Are there any constitutional limits on the power of a legislature to restructure state-of-mind elements as affirmative defenses? The Supreme Court has suggested that such limits do exist, but has not clearly delineated what they are. However, an interesting habeas case now moving through the lower federal courts may provide a good opportunity to clarify this uncertain area of the law.

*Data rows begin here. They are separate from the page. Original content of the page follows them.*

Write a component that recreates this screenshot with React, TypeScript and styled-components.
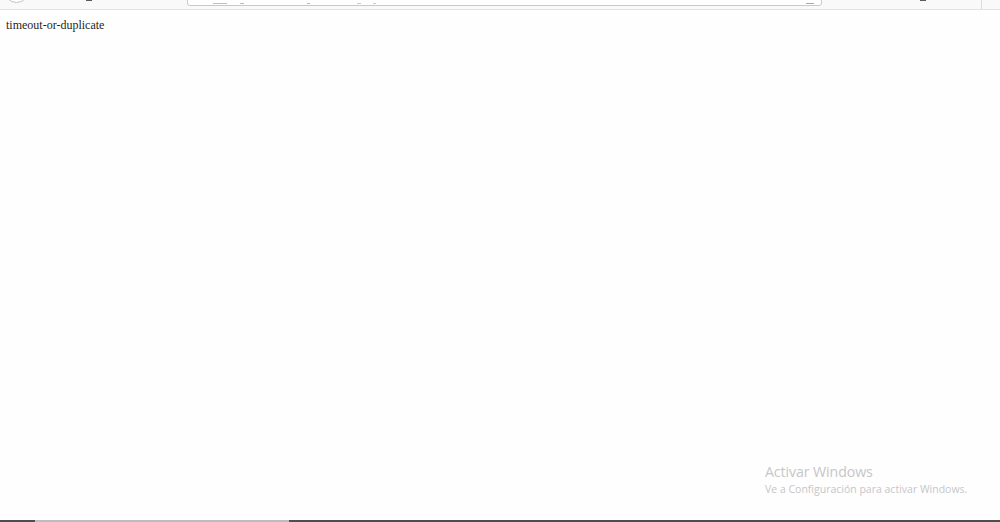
import React from 'react'
import styled, { createGlobalStyle } from 'styled-components'

const GlobalStyle = createGlobalStyle`
  html, body {
    margin: 0;
    padding: 0;
    background: #ffffff;
  }
`

const Screen = styled.div`
  position: relative;
  width: 1000px;
  height: 522px;
  display: flex;
  flex-direction: column;
  overflow: hidden;
  background: #fefefe;
`

const ChromeBar = styled.div`
  height: 9px;
  display: flex;
  align-items: flex-end;
  overflow: hidden;
  background: #f9f9fa;
  border-bottom: 1px solid #e3e3e5;
  flex-shrink: 0;
`

const RoundButton = styled.div`
  width: 23px;
  height: 23px;
  margin-left: 4px;
  margin-bottom: 6px;
  flex-shrink: 0;
  border: 1px solid #c4c4c6;
  border-radius: 50%;
  background: #ffffff;
`

const IconStub = styled.div<{ $gap: number }>`
  width: 6px;
  height: 2px;
  margin-left: ${p => p.$gap}px;
  margin-bottom: 8px;
  flex-shrink: 0;
  background: #5a5a5e;
`

const UrlBar = styled.div`
  width: 635px;
  height: 20px;
  margin-left: 95px;
  margin-bottom: 3px;
  flex-shrink: 0;
  box-sizing: border-box;
  display: flex;
  align-items: flex-end;
  border: 1px solid #c9c9cc;
  border-radius: 3px;
  background: #ffffff;
`

const UrlMark = styled.div<{ $gap: number; $color: string; $w: number }>`
  width: ${p => p.$w}px;
  height: 1px;
  margin-left: ${p => p.$gap}px;
  margin-bottom: 1px;
  flex-shrink: 0;
  background: ${p => p.$color};
`

const Separator = styled.div`
  width: 1px;
  height: 9px;
  margin-left: 55px;
  flex-shrink: 0;
  background: #dcdcde;
`

const Content = styled.div`
  flex: 1;
  padding: 8px 6px 0;
  font-family: 'Liberation Serif', 'Times New Roman', serif;
  font-size: 12px;
  line-height: 14px;
  color: #1e1e1e;
`

const Taskbar = styled.div`
  height: 2px;
  display: flex;
  flex-shrink: 0;
  background: #4e4e50;
`

const TaskbarActive = styled.div`
  width: 254px;
  margin-left: 35px;
  background: #bdbdbf;
`

const Watermark = styled.div`
  position: absolute;
  left: 765px;
  top: 462px;
  font-family: 'Open Sans', 'Noto Sans', sans-serif;
  color: #c6c6c8;
`

const WatermarkTitle = styled.div`
  font-size: 14.2px;
  line-height: 19px;
  letter-spacing: -0.1px;
`

const WatermarkText = styled.div`
  font-size: 10.5px;
  line-height: 14px;
  margin-top: 1px;
`

const App = () => {
  return (
    <Screen>
      <GlobalStyle />
      <ChromeBar>
        <RoundButton />
        <IconStub $gap={57} />
        <UrlBar>
          <UrlMark $gap={25} $color="#9fd59a" $w={14} />
          <UrlMark $gap={13} $color="#b8b8ba" $w={4} />
          <UrlMark $gap={63} $color="#b8b8ba" $w={3} />
          <UrlMark $gap={47} $color="#c8c8ca" $w={4} />
          <UrlMark $gap={12} $color="#c8c8ca" $w={3} />
          <UrlMark $gap={430} $color="#a8a8aa" $w={8} />
        </UrlBar>
        <IconStub $gap={98} />
        <Separator />
      </ChromeBar>
      <Content>timeout-or-duplicate</Content>
      <Taskbar>
        <TaskbarActive />
      </Taskbar>
      <Watermark>
        <WatermarkTitle>Activar Windows</WatermarkTitle>
        <WatermarkText>Ve a Configuración para activar Windows.</WatermarkText>
      </Watermark>
    </Screen>
  )
}

export default App
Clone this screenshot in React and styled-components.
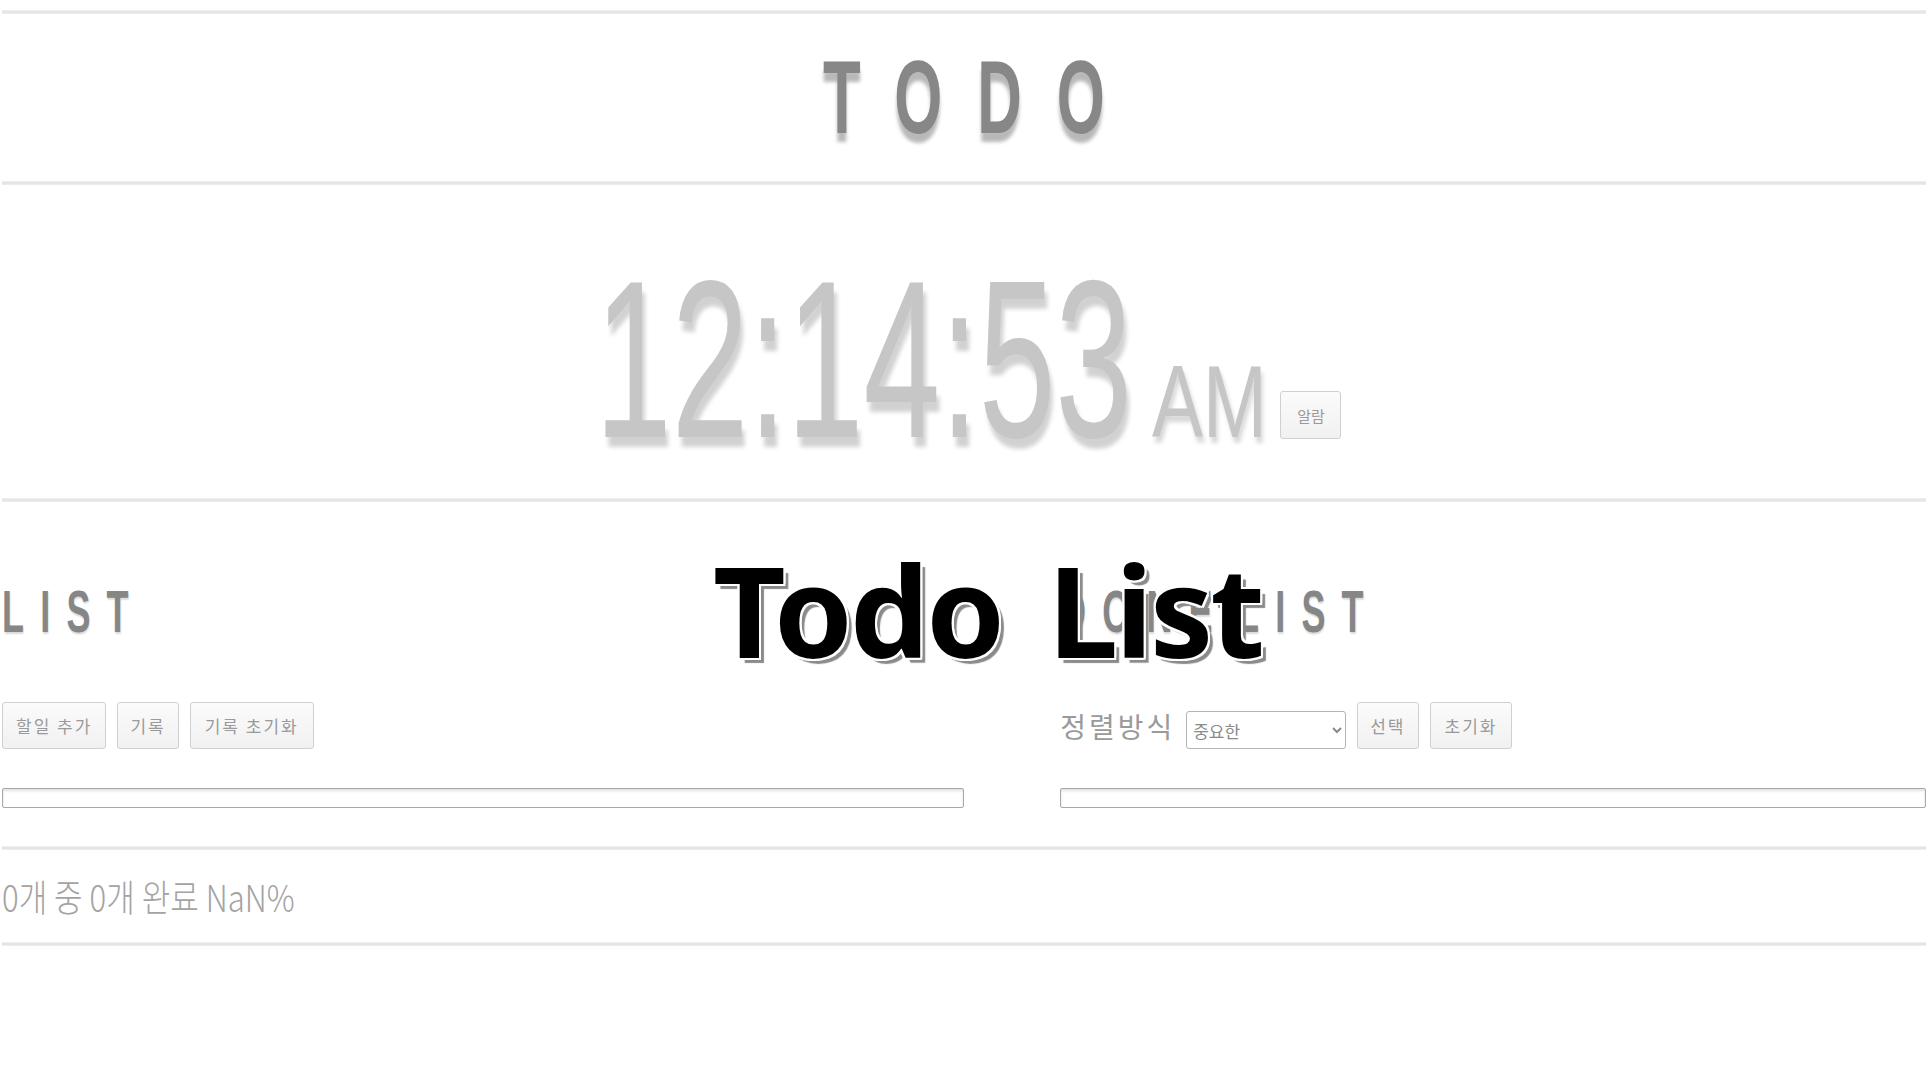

The case has emerged from a tug-of-war between the Florida legislature and the courts over the state’s basic drug-trafficking offense. Although the offense did not include any express state-of-mind element, the Florida Supreme Court held as a matter of statutory construction in 1996 that the state was required to prove knowledge of the illicit nature of the substance involved in the offense. The legislature responded in 2002 by amending the statute and clearly indicating that knowledge was not required; rather, the legislature specified, lack of knowledge must be proved by the defendant as an affirmative defense. (Apparently, only one other state, Washington, similarly dispenses with a state-of-mind element for drug trafficking.) Now, a federal district court has ruled on a habeas petition by a defendant convicted under the Florida statute, holding in Shelton v. Secretary, Department of Corrections (No. 6:07-cv-839-Orl-35-KRS) that the new version of the offense facially violates the Due Process Clause.

I’m sympathetic to the idea of constitutional limits on the legislature’s ability to create strict-liability crimes, but the court’s reasoning in Shelton strikes me as something less than compelling.